Dataset excerpt:
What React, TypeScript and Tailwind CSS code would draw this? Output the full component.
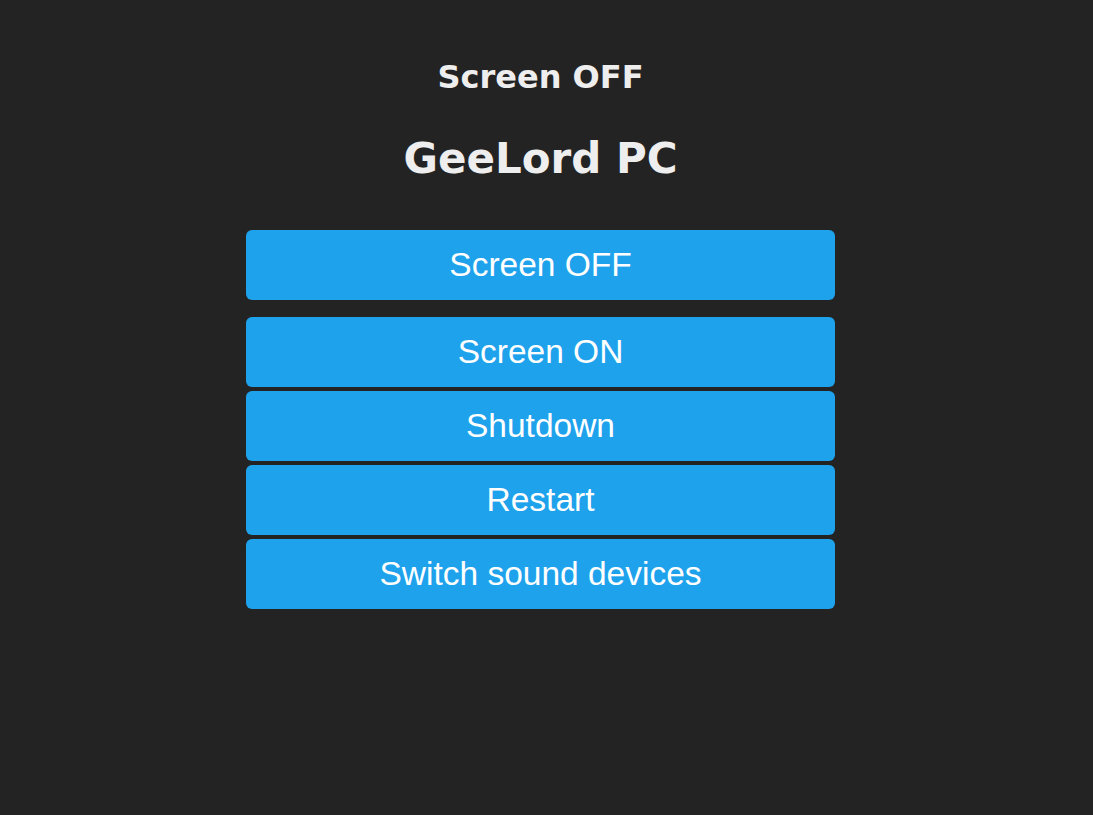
import React from 'react';

export default function App() {
  const buttons = ['Screen ON', 'Shutdown', 'Restart', 'Switch sound devices'];

  return (
    <div className="min-h-screen w-full bg-[#232323] flex flex-col items-center pr-[12px]">
      {/* Status line */}
      <div className="mt-[58px] text-[32px] leading-[38px] font-bold text-[#eeeeee] font-['DejaVu_Sans',Verdana,sans-serif]">
        Screen OFF
      </div>

      {/* Device name */}
      <h1 className="mt-[39px] text-[42px] leading-[48px] font-bold text-[#eeeeee] font-['DejaVu_Sans',Verdana,sans-serif]">
        GeeLord PC
      </h1>

      <div className="mt-[47px] w-[589px] flex flex-col font-['Liberation_Sans',Arial,sans-serif]">
        <button className="h-[70px] rounded-md bg-[#1fa2ec] text-white text-[33.5px]">
          Screen OFF
        </button>

        <div className="mt-[17px] flex flex-col gap-1">
          {buttons.map((label) => (
            <button
              key={label}
              className="h-[70px] rounded-md bg-[#1fa2ec] text-white text-[33.5px]"
            >
              {label}
            </button>
          ))}
        </div>
      </div>
    </div>
  );
}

Directive:
Write out the listing above exactly as it stands, pictures excluded.

Answer to the problem:
What React, TypeScript and Tailwind CSS code would draw this? Output the full component.
import React from 'react';

export default function App() {
  const buttons = ['Screen ON', 'Shutdown', 'Restart', 'Switch sound devices'];

  return (
    <div className="min-h-screen w-full bg-[#232323] flex flex-col items-center pr-[12px]">
      {/* Status line */}
      <div className="mt-[58px] text-[32px] leading-[38px] font-bold text-[#eeeeee] font-['DejaVu_Sans',Verdana,sans-serif]">
        Screen OFF
      </div>

      {/* Device name */}
      <h1 className="mt-[39px] text-[42px] leading-[48px] font-bold text-[#eeeeee] font-['DejaVu_Sans',Verdana,sans-serif]">
        GeeLord PC
      </h1>

      <div className="mt-[47px] w-[589px] flex flex-col font-['Liberation_Sans',Arial,sans-serif]">
        <button className="h-[70px] rounded-md bg-[#1fa2ec] text-white text-[33.5px]">
          Screen OFF
        </button>

        <div className="mt-[17px] flex flex-col gap-1">
          {buttons.map((label) => (
            <button
              key={label}
              className="h-[70px] rounded-md bg-[#1fa2ec] text-white text-[33.5px]"
            >
              {label}
            </button>
          ))}
        </div>
      </div>
    </div>
  );
}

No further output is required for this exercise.